* Start Information provided *

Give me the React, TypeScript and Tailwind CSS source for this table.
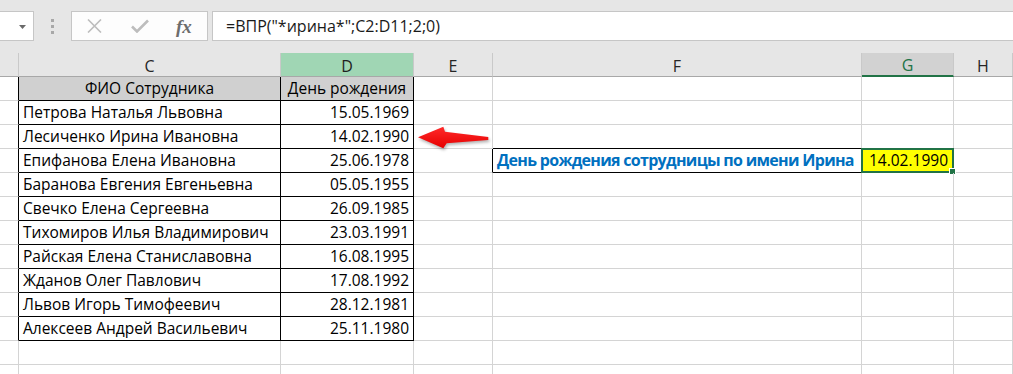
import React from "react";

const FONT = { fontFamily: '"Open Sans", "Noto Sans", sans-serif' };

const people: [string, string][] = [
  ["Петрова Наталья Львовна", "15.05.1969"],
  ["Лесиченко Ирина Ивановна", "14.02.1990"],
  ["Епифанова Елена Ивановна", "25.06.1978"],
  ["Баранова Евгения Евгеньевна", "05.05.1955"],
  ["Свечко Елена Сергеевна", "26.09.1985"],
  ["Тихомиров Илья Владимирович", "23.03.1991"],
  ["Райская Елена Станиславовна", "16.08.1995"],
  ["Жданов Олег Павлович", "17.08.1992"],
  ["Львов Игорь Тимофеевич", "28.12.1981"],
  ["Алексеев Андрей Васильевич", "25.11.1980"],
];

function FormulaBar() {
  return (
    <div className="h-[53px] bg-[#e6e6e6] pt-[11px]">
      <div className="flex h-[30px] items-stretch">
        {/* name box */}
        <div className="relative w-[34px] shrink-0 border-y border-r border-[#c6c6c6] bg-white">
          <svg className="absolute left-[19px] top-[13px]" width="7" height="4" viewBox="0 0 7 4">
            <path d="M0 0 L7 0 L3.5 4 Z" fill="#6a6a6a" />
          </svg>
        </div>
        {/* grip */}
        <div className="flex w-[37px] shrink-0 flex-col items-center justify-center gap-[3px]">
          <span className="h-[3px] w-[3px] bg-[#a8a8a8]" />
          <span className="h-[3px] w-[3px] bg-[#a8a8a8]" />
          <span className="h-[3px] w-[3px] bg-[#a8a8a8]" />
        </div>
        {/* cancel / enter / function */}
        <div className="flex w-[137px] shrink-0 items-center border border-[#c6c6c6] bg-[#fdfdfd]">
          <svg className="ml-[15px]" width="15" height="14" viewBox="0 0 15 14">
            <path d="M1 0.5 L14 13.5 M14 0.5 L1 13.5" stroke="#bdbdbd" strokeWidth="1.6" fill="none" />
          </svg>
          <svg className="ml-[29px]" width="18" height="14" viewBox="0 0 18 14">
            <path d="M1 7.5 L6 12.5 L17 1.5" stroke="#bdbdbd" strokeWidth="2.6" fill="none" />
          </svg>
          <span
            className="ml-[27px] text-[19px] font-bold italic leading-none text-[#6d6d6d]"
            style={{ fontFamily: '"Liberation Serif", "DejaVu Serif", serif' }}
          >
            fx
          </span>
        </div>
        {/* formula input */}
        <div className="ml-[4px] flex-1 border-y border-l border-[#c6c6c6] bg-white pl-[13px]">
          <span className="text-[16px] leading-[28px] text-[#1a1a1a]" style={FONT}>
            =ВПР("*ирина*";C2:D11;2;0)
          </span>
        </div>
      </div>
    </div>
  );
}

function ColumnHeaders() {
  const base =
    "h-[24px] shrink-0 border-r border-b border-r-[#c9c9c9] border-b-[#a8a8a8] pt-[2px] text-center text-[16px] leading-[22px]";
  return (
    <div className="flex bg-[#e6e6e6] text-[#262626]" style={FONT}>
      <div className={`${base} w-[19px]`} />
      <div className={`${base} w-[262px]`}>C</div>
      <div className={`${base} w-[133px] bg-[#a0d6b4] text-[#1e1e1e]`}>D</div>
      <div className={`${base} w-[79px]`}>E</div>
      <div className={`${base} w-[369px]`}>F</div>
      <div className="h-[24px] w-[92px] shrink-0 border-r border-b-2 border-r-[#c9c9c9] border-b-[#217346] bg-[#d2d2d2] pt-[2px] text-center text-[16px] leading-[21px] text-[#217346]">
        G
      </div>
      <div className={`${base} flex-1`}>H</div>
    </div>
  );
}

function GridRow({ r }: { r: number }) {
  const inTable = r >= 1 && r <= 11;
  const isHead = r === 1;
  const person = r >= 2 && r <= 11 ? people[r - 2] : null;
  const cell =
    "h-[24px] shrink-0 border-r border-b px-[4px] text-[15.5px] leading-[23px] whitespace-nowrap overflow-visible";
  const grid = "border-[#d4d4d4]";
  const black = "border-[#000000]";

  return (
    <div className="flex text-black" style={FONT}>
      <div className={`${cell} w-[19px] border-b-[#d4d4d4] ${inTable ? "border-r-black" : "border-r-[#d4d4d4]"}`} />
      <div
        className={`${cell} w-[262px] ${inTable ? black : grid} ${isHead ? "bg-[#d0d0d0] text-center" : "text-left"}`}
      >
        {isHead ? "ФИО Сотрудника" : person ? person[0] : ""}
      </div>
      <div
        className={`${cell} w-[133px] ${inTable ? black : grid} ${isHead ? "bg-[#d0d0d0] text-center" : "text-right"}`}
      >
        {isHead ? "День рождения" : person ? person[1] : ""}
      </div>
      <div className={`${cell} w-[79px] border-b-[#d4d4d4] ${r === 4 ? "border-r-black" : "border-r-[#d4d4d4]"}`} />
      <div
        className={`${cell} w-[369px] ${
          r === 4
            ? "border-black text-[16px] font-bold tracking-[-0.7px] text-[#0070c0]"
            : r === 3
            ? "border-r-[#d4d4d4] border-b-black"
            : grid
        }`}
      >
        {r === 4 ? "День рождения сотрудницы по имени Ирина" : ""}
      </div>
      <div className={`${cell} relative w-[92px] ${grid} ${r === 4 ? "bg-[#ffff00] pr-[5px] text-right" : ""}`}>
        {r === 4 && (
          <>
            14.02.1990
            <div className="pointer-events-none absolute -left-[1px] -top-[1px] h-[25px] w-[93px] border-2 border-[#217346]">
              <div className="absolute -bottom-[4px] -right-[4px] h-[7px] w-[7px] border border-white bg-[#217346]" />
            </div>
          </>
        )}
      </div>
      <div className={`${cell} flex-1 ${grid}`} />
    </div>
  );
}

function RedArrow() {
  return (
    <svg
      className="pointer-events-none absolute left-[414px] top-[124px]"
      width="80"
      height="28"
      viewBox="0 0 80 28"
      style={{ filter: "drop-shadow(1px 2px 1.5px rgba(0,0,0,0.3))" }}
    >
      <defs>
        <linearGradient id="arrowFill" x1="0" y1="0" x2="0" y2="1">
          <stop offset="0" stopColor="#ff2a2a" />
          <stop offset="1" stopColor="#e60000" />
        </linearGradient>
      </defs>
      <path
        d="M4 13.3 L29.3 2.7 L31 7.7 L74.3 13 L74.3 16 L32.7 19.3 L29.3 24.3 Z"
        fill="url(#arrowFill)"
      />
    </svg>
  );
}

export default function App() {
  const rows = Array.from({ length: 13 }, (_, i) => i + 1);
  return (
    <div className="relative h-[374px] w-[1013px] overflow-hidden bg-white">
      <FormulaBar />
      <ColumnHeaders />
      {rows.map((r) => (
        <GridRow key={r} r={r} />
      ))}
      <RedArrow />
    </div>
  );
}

* End Information provided *

--- What you need to do ---
Copy the material above in full and exactly, skipping pictures.

--- Exercise output ---
Give me the React, TypeScript and Tailwind CSS source for this table.
import React from "react";

const FONT = { fontFamily: '"Open Sans", "Noto Sans", sans-serif' };

const people: [string, string][] = [
  ["Петрова Наталья Львовна", "15.05.1969"],
  ["Лесиченко Ирина Ивановна", "14.02.1990"],
  ["Епифанова Елена Ивановна", "25.06.1978"],
  ["Баранова Евгения Евгеньевна", "05.05.1955"],
  ["Свечко Елена Сергеевна", "26.09.1985"],
  ["Тихомиров Илья Владимирович", "23.03.1991"],
  ["Райская Елена Станиславовна", "16.08.1995"],
  ["Жданов Олег Павлович", "17.08.1992"],
  ["Львов Игорь Тимофеевич", "28.12.1981"],
  ["Алексеев Андрей Васильевич", "25.11.1980"],
];

function FormulaBar() {
  return (
    <div className="h-[53px] bg-[#e6e6e6] pt-[11px]">
      <div className="flex h-[30px] items-stretch">
        {/* name box */}
        <div className="relative w-[34px] shrink-0 border-y border-r border-[#c6c6c6] bg-white">
          <svg className="absolute left-[19px] top-[13px]" width="7" height="4" viewBox="0 0 7 4">
            <path d="M0 0 L7 0 L3.5 4 Z" fill="#6a6a6a" />
          </svg>
        </div>
        {/* grip */}
        <div className="flex w-[37px] shrink-0 flex-col items-center justify-center gap-[3px]">
          <span className="h-[3px] w-[3px] bg-[#a8a8a8]" />
          <span className="h-[3px] w-[3px] bg-[#a8a8a8]" />
          <span className="h-[3px] w-[3px] bg-[#a8a8a8]" />
        </div>
        {/* cancel / enter / function */}
        <div className="flex w-[137px] shrink-0 items-center border border-[#c6c6c6] bg-[#fdfdfd]">
          <svg className="ml-[15px]" width="15" height="14" viewBox="0 0 15 14">
            <path d="M1 0.5 L14 13.5 M14 0.5 L1 13.5" stroke="#bdbdbd" strokeWidth="1.6" fill="none" />
          </svg>
          <svg className="ml-[29px]" width="18" height="14" viewBox="0 0 18 14">
            <path d="M1 7.5 L6 12.5 L17 1.5" stroke="#bdbdbd" strokeWidth="2.6" fill="none" />
          </svg>
          <span
            className="ml-[27px] text-[19px] font-bold italic leading-none text-[#6d6d6d]"
            style={{ fontFamily: '"Liberation Serif", "DejaVu Serif", serif' }}
          >
            fx
          </span>
        </div>
        {/* formula input */}
        <div className="ml-[4px] flex-1 border-y border-l border-[#c6c6c6] bg-white pl-[13px]">
          <span className="text-[16px] leading-[28px] text-[#1a1a1a]" style={FONT}>
            =ВПР("*ирина*";C2:D11;2;0)
          </span>
        </div>
      </div>
    </div>
  );
}

function ColumnHeaders() {
  const base =
    "h-[24px] shrink-0 border-r border-b border-r-[#c9c9c9] border-b-[#a8a8a8] pt-[2px] text-center text-[16px] leading-[22px]";
  return (
    <div className="flex bg-[#e6e6e6] text-[#262626]" style={FONT}>
      <div className={`${base} w-[19px]`} />
      <div className={`${base} w-[262px]`}>C</div>
      <div className={`${base} w-[133px] bg-[#a0d6b4] text-[#1e1e1e]`}>D</div>
      <div className={`${base} w-[79px]`}>E</div>
      <div className={`${base} w-[369px]`}>F</div>
      <div className="h-[24px] w-[92px] shrink-0 border-r border-b-2 border-r-[#c9c9c9] border-b-[#217346] bg-[#d2d2d2] pt-[2px] text-center text-[16px] leading-[21px] text-[#217346]">
        G
      </div>
      <div className={`${base} flex-1`}>H</div>
    </div>
  );
}

function GridRow({ r }: { r: number }) {
  const inTable = r >= 1 && r <= 11;
  const isHead = r === 1;
  const person = r >= 2 && r <= 11 ? people[r - 2] : null;
  const cell =
    "h-[24px] shrink-0 border-r border-b px-[4px] text-[15.5px] leading-[23px] whitespace-nowrap overflow-visible";
  const grid = "border-[#d4d4d4]";
  const black = "border-[#000000]";

  return (
    <div className="flex text-black" style={FONT}>
      <div className={`${cell} w-[19px] border-b-[#d4d4d4] ${inTable ? "border-r-black" : "border-r-[#d4d4d4]"}`} />
      <div
        className={`${cell} w-[262px] ${inTable ? black : grid} ${isHead ? "bg-[#d0d0d0] text-center" : "text-left"}`}
      >
        {isHead ? "ФИО Сотрудника" : person ? person[0] : ""}
      </div>
      <div
        className={`${cell} w-[133px] ${inTable ? black : grid} ${isHead ? "bg-[#d0d0d0] text-center" : "text-right"}`}
      >
        {isHead ? "День рождения" : person ? person[1] : ""}
      </div>
      <div className={`${cell} w-[79px] border-b-[#d4d4d4] ${r === 4 ? "border-r-black" : "border-r-[#d4d4d4]"}`} />
      <div
        className={`${cell} w-[369px] ${
          r === 4
            ? "border-black text-[16px] font-bold tracking-[-0.7px] text-[#0070c0]"
            : r === 3
            ? "border-r-[#d4d4d4] border-b-black"
            : grid
        }`}
      >
        {r === 4 ? "День рождения сотрудницы по имени Ирина" : ""}
      </div>
      <div className={`${cell} relative w-[92px] ${grid} ${r === 4 ? "bg-[#ffff00] pr-[5px] text-right" : ""}`}>
        {r === 4 && (
          <>
            14.02.1990
            <div className="pointer-events-none absolute -left-[1px] -top-[1px] h-[25px] w-[93px] border-2 border-[#217346]">
              <div className="absolute -bottom-[4px] -right-[4px] h-[7px] w-[7px] border border-white bg-[#217346]" />
            </div>
          </>
        )}
      </div>
      <div className={`${cell} flex-1 ${grid}`} />
    </div>
  );
}

function RedArrow() {
  return (
    <svg
      className="pointer-events-none absolute left-[414px] top-[124px]"
      width="80"
      height="28"
      viewBox="0 0 80 28"
      style={{ filter: "drop-shadow(1px 2px 1.5px rgba(0,0,0,0.3))" }}
    >
      <defs>
        <linearGradient id="arrowFill" x1="0" y1="0" x2="0" y2="1">
          <stop offset="0" stopColor="#ff2a2a" />
          <stop offset="1" stopColor="#e60000" />
        </linearGradient>
      </defs>
      <path
        d="M4 13.3 L29.3 2.7 L31 7.7 L74.3 13 L74.3 16 L32.7 19.3 L29.3 24.3 Z"
        fill="url(#arrowFill)"
      />
    </svg>
  );
}

export default function App() {
  const rows = Array.from({ length: 13 }, (_, i) => i + 1);
  return (
    <div className="relative h-[374px] w-[1013px] overflow-hidden bg-white">
      <FormulaBar />
      <ColumnHeaders />
      {rows.map((r) => (
        <GridRow key={r} r={r} />
      ))}
      <RedArrow />
    </div>
  );
}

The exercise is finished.